A recent Gallup poll places Elena Kagan’s nomination in “perilous territory.” According to the poll, only two other nominees polled lower than Kagan at this stage in the process --Harriet Miers and Robert Bork. Perilous territory indeed.
The numbers also break in predictable fashion along party lines: while 68% of Democrats are in favor, 12% in opposition; the numbers are 26% and 51%, respectively, for Republicans. Independents are 43% in support, 33% in opposition.
Now, I don't think this amounts to anything, nor will it lead to a rejection of Kagan's nomination by the Democratically-controlled Senate. But it does raise some very interesting questions about Kagan as a candidate and the nomination process in general in relation to the public.
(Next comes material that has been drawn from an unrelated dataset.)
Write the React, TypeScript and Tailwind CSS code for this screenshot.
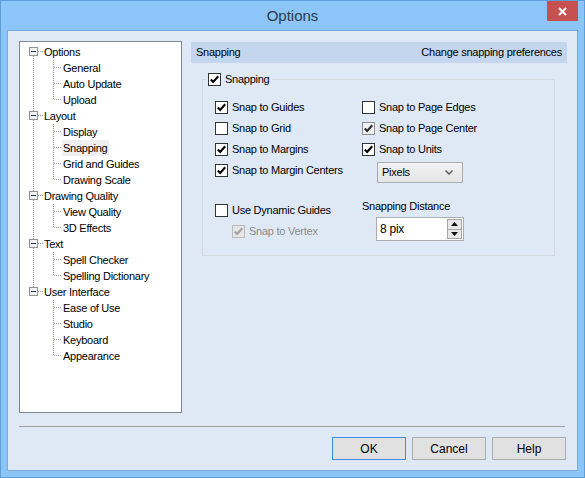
import React from 'react'

const FONT = { fontFamily: '"Liberation Sans", Arial, sans-serif' }

interface Group { label: string; children: string[] }

const TREE: Group[] = [
  { label: 'Options', children: ['General', 'Auto Update', 'Upload'] },
  { label: 'Layout', children: ['Display', 'Snapping', 'Grid and Guides', 'Drawing Scale'] },
  { label: 'Drawing Quality', children: ['View Quality', '3D Effects'] },
  { label: 'Text', children: ['Spell Checker', 'Spelling Dictionary'] },
  { label: 'User Interface', children: ['Ease of Use', 'Studio', 'Keyboard', 'Appearance'] },
]

const DOT = { stroke: '#9a9a9a', strokeWidth: 1, strokeDasharray: '1 1', shapeRendering: 'crispEdges' as const }

function GroupLines({ first, last }: { first: boolean; last: boolean }) {
  return (
    <svg width="24" height="16" className="shrink-0">
      {!first && <line x1="13.5" y1="0" x2="13.5" y2="3" {...DOT} />}
      {!last && <line x1="13.5" y1="12" x2="13.5" y2="16" {...DOT} />}
      <line x1="18" y1="7.5" x2="24" y2="7.5" {...DOT} />
      <rect x="9.5" y="3.5" width="8" height="8" fill="#f4f4f4" stroke="#919191" shapeRendering="crispEdges" />
      <line x1="11" y1="7.5" x2="16" y2="7.5" stroke="#1f3a5c" strokeWidth="1" shapeRendering="crispEdges" />
    </svg>
  )
}

function ChildLines({ parentLast, last }: { parentLast: boolean; last: boolean }) {
  return (
    <svg width="42" height="16" className="shrink-0">
      {!parentLast && <line x1="13.5" y1="0" x2="13.5" y2="16" {...DOT} />}
      <line x1="33.5" y1="0" x2="33.5" y2={last ? 8 : 16} {...DOT} />
      <line x1="34" y1="7.5" x2="42" y2="7.5" {...DOT} />
    </svg>
  )
}

function Tree() {
  return (
    <div className="w-[163px] h-[372px] shrink-0 bg-white border border-[#828790] pt-[2px] text-[11px] tracking-[-0.25px] text-black">
      {TREE.map((g, gi) => (
        <div key={g.label}>
          <div className="h-[16px] flex items-center">
            <GroupLines first={gi === 0} last={gi === TREE.length - 1} />
            <span className="px-[1px] -ml-[1px] leading-[16px]">{g.label}</span>
          </div>
          {g.children.map((c, ci) => (
            <div key={c} className="h-[16px] flex items-center">
              <ChildLines parentLast={gi === TREE.length - 1} last={ci === g.children.length - 1} />
              <span className={`px-[1px] leading-[16px] ${c === 'Snapping' ? 'bg-[#f0f0f0]' : ''}`}>{c}</span>
            </div>
          ))}
        </div>
      ))}
    </div>
  )
}

function Check({ checked, state = 'normal' }: { checked: boolean; state?: 'normal' | 'hover' | 'disabled' }) {
  const box =
    state === 'disabled'
      ? 'border-[#bcbcbc] bg-[#e6e6e6]'
      : state === 'hover'
        ? 'border-[#8f8f8f] bg-[#f3f3f3]'
        : 'border-[#333333] bg-white'
  const mark = state === 'disabled' ? '#a2a2a2' : state === 'hover' ? '#2a2a2a' : '#000000'
  return (
    <span className={`w-[13px] h-[13px] shrink-0 border ${box} flex items-center justify-center`}>
      {checked && (
        <svg width="11" height="11" viewBox="0 0 11 11">
          <polyline points="1.8,5.4 4.2,7.9 9.2,2.2" fill="none" stroke={mark} strokeWidth="2.1" />
        </svg>
      )}
    </span>
  )
}

function CheckRow({ label, checked, state }: { label: string; checked: boolean; state?: 'normal' | 'hover' | 'disabled' }) {
  return (
    <div className="h-[21px] flex items-center gap-[4px]">
      <Check checked={checked} state={state} />
      <span className={state === 'disabled' ? 'text-[#8b8b8b]' : 'text-black'}>{label}</span>
    </div>
  )
}

function Button({ label, primary }: { label: string; primary?: boolean }) {
  return (
    <button
      className={`w-[74px] h-[23px] border ${primary ? 'border-[#3a8ee6]' : 'border-[#adadad]'} bg-[#e1e1e1] text-[12px] text-black flex items-center justify-center`}
    >
      {label}
    </button>
  )
}

export default function App() {
  return (
    <div style={FONT} className="w-[585px] h-[478px] border border-[#5f9dd6] bg-[#8cc6f8] flex flex-col px-[6px] pb-[6px]">
      {/* title bar */}
      <div className="h-[29px] grid grid-cols-[1fr_auto_1fr] items-start">
        <div />
        <div className="text-[15px] leading-[29px] text-[#2e3a46]">Options</div>
        <div className="flex justify-end">
          <div className="w-[31px] h-[20px] bg-[#c75050] flex items-center justify-center">
            <svg width="9" height="9" viewBox="0 0 9 9">
              <path d="M1 1 L8 8 M8 1 L1 8" stroke="white" strokeWidth="1.8" />
            </svg>
          </div>
        </div>
      </div>

      {/* client area */}
      <div className="flex-1 border border-[#79acdd] bg-[#dfe9f5] flex flex-col pl-[11px] pr-[10px] pt-[10px] text-[11px] tracking-[-0.25px]">
        <div className="flex gap-[9px]">
          <Tree />

          <div className="flex-1 mt-[1px] flex flex-col">
            <div className="h-[21px] bg-[#c3d6ed] flex items-center justify-between pl-[5px] pr-[5px] text-[11px] text-black">
              <span>Snapping</span>
              <span>Change snapping preferences</span>
            </div>

            <fieldset className="mt-[9px] ml-[11px] mr-[12px] border border-[#d3d9df]">
              <legend className="ml-[3px] px-[2px] h-[14px] flex items-center gap-[4px]">
                <Check checked />
                <span>Snapping</span>
              </legend>
              <div className="pt-[11px] pl-[12px] pb-[13px]">
                <div className="grid grid-cols-[147px_1fr]">
                  <CheckRow label="Snap to Guides" checked />
                  <CheckRow label="Snap to Page Edges" checked={false} />
                  <CheckRow label="Snap to Grid" checked={false} />
                  <CheckRow label="Snap to Page Center" checked state="hover" />
                  <CheckRow label="Snap to Margins" checked />
                  <CheckRow label="Snap to Units" checked />
                  <CheckRow label="Snap to Margin Centers" checked />
                  <div className="h-[21px] pt-[2px] pl-[15px]">
                    <div className="w-[86px] h-[21px] border border-[#acacac] bg-gradient-to-b from-[#f2f2f2] to-[#e5e5e5] flex items-center justify-between pl-[4px] pr-[9px]">
                      <span>Pixels</span>
                      <svg width="8" height="5" viewBox="0 0 8 5">
                        <polyline points="0.5,0.5 4,4 7.5,0.5" fill="none" stroke="#555" strokeWidth="1.4" />
                      </svg>
                    </div>
                  </div>
                </div>

                <div className="mt-[18px] flex items-start">
                  <div className="w-[147px] pt-[1px]">
                    <CheckRow label="Use Dynamic Guides" checked={false} />
                    <div className="pl-[17px]">
                      <CheckRow label="Snap to Vertex" checked state="disabled" />
                    </div>
                  </div>
                  <div>
                    <div className="h-[14px] leading-[14px]">Snapping Distance</div>
                    <div className="mt-[4px] ml-[14px] w-[88px] h-[24px] border border-[#abadb3] bg-white flex">
                      <div className="flex-1 flex items-center pl-[3px] text-[12px]">8 pix</div>
                      <div className="w-[17px] flex flex-col p-[1px] gap-0">
                        <div className="flex-1 border border-[#a5a5a5] bg-[#e8e8e8] flex items-center justify-center">
                          <svg width="7" height="4" viewBox="0 0 7 4">
                            <polygon points="3.5,0 7,4 0,4" fill="#111" />
                          </svg>
                        </div>
                        <div className="flex-1 border border-t-0 border-[#a5a5a5] bg-[#e8e8e8] flex items-center justify-center">
                          <svg width="7" height="4" viewBox="0 0 7 4">
                            <polygon points="0,0 7,0 3.5,4" fill="#111" />
                          </svg>
                        </div>
                      </div>
                    </div>
                  </div>
                </div>
              </div>
            </fieldset>
          </div>
        </div>

        <div className="mt-[13px] mr-[2px] border-t border-[#a0a0a0]" />

        <div className="mt-[10px] mr-[1px] flex justify-end gap-[6px] tracking-normal">
          <Button label="OK" primary />
          <Button label="Cancel" />
          <Button label="Help" />
        </div>
      </div>
    </div>
  )
}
First, I don't think that Kagan is as impressive a candidate as the President and her close friends would want us to believe, nor do I think she is the best candidate President Obama could have selected. Yet, it is also true that her qualifications are unimpeachable. How does a nominee with Kagan's credentials fare as low as she does? This is a particularly interesting question in light of Bork's and Miers' nomination. Both of these nominations energized the party base and became lightning rods about the future of the Court. I don't think the same can be said for the Kagan nomination.
Glen Greenwald could not be that powerful, could he?
Second, the public's initial support for Kagan was at 40% back on May 10. Over the course of two weeks, this support inched upward, even while the candidate said precious little of any consequence. This is true across party lines, with support for Kagan rising, if moderately, for Democrats, Republicans, and independents alike. Yet 22% of the public still holds no opinion of her. This is the 22% percent the White House and Republican leaders will be trying to influence.
Gallup pollster Jeffrey Jones concluded that "[a]t this point in the process, however, there does not seem to be much in Kagan's background or in the political environment that would prevent her from becoming the first nominee to win confirmation with less than majority initial public backing." This is where the Clinton era papers and the Marshall papers come in. According to Senator Sessions, top Republican in the Senate Judiciary Committee, for example, "Kagan's [Marshall] memos unambiguously express a leftist philosophy and an approach to the law that seems more concerned with achieving a desired result than fairly following the Constitution."
Will the public care? Probably not. And in this case, as Senator Sessions seeks to derail a judicial nomination, that might be a good thing.